### Task directions
State only the number of lines that contain the string "React".

### Exercise input
* * * *

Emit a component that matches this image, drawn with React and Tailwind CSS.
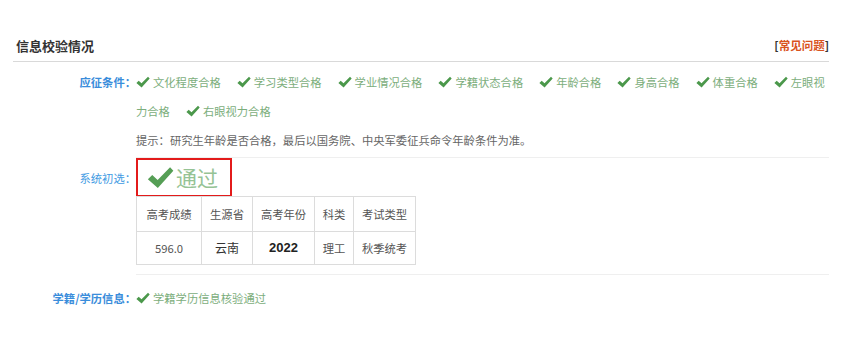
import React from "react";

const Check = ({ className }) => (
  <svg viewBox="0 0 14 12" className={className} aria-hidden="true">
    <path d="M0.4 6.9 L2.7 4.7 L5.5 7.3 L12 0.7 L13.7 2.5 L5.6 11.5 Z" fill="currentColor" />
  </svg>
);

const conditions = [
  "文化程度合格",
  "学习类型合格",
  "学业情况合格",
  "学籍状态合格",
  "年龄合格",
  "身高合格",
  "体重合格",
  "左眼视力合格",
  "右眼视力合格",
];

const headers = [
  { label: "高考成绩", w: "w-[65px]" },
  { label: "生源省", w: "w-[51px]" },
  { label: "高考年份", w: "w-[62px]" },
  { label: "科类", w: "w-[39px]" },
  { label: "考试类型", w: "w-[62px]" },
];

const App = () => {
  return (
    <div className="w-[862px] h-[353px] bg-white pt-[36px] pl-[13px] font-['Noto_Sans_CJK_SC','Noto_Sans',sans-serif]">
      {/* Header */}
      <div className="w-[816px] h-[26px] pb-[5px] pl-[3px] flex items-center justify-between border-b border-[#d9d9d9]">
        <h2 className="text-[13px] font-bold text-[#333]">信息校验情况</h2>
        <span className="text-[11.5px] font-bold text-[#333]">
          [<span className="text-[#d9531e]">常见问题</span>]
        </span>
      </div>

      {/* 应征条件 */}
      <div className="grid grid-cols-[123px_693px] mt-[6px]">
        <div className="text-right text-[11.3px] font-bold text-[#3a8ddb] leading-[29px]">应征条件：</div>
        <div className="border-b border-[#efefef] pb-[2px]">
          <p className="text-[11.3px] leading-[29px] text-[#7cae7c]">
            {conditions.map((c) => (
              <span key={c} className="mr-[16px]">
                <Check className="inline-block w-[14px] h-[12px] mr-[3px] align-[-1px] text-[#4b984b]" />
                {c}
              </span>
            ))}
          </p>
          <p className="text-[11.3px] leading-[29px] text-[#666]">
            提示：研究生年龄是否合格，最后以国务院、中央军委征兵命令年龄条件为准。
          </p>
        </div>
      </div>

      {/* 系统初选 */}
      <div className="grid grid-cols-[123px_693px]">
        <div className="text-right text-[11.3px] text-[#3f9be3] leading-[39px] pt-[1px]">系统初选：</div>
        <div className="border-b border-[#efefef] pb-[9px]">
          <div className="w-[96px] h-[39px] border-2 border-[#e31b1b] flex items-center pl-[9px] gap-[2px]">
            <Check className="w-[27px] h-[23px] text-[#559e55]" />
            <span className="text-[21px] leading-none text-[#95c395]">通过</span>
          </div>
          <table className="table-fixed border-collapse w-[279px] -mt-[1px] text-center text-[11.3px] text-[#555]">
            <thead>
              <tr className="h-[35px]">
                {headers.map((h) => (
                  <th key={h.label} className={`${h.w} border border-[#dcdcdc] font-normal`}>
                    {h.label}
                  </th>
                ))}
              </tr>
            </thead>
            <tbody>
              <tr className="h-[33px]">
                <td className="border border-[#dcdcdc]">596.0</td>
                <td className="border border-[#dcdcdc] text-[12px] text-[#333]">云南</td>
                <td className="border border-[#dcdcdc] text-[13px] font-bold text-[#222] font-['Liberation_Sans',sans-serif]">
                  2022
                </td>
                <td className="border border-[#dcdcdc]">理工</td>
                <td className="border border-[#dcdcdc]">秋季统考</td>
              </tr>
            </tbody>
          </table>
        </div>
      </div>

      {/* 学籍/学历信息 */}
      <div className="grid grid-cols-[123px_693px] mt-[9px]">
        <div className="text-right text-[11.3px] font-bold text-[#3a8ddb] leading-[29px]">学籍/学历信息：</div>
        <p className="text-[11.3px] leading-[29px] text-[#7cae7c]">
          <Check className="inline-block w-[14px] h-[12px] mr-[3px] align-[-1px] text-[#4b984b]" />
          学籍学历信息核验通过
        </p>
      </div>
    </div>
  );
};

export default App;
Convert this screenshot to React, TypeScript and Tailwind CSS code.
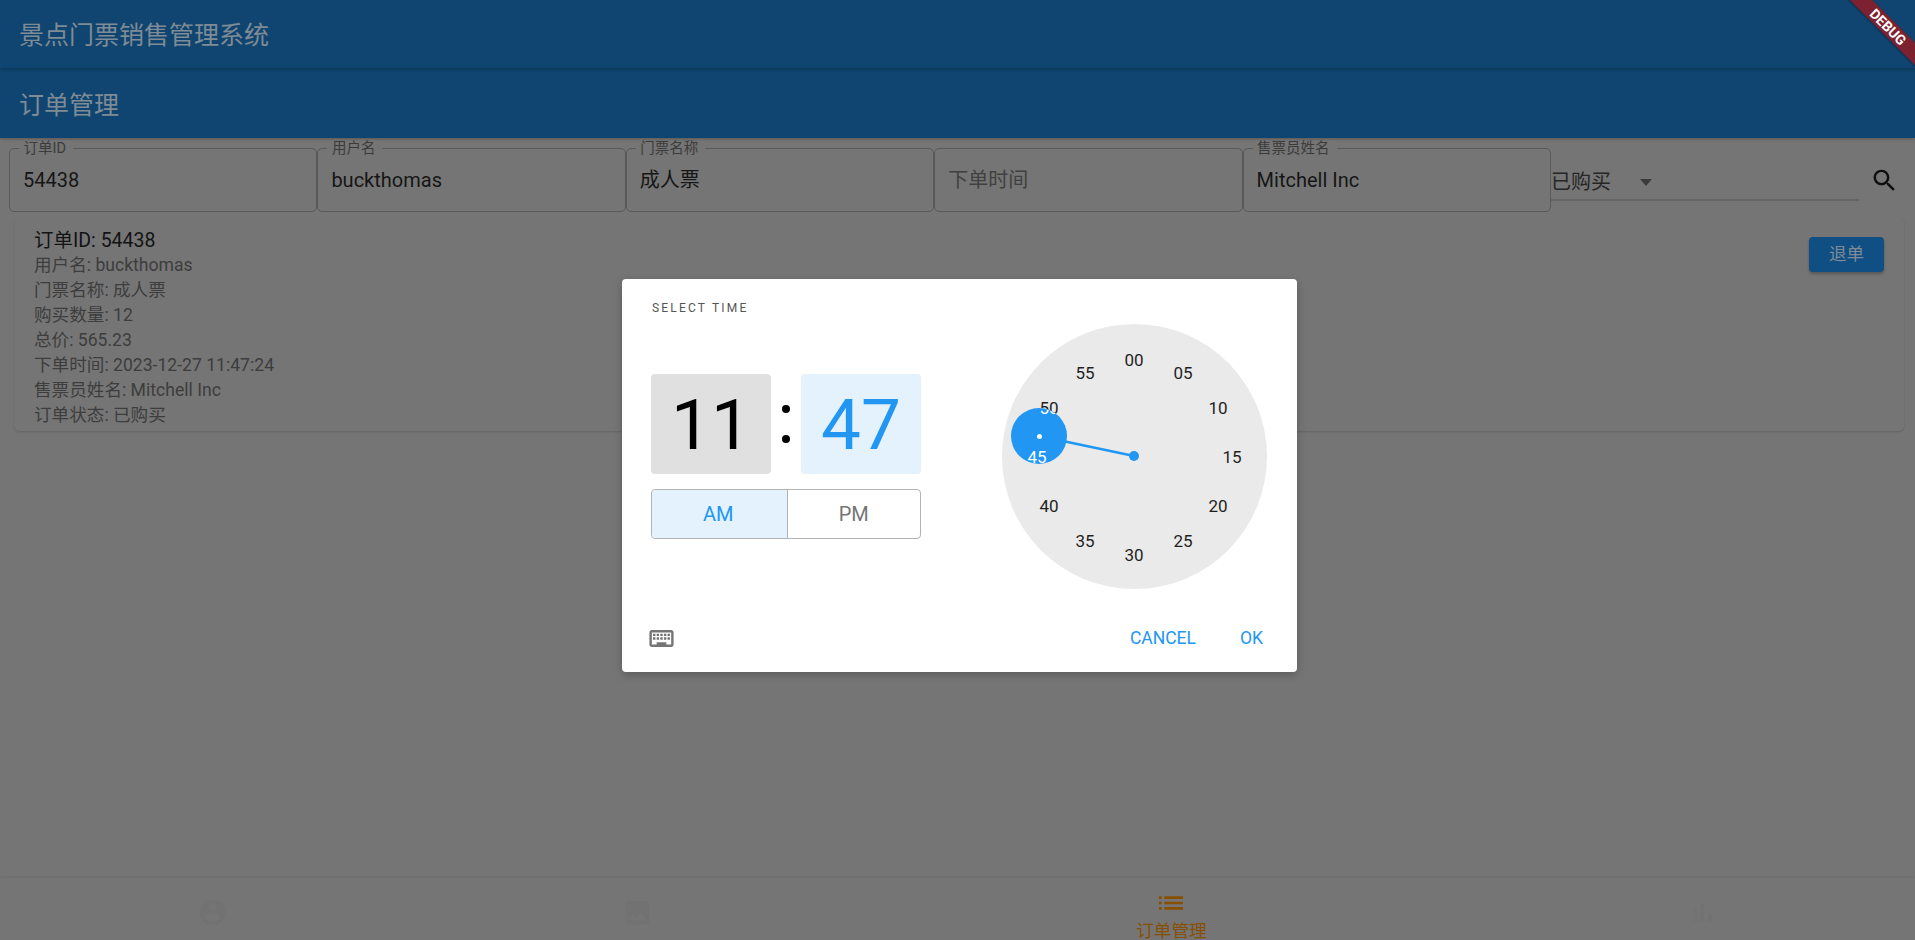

* * * *

### Answer below
3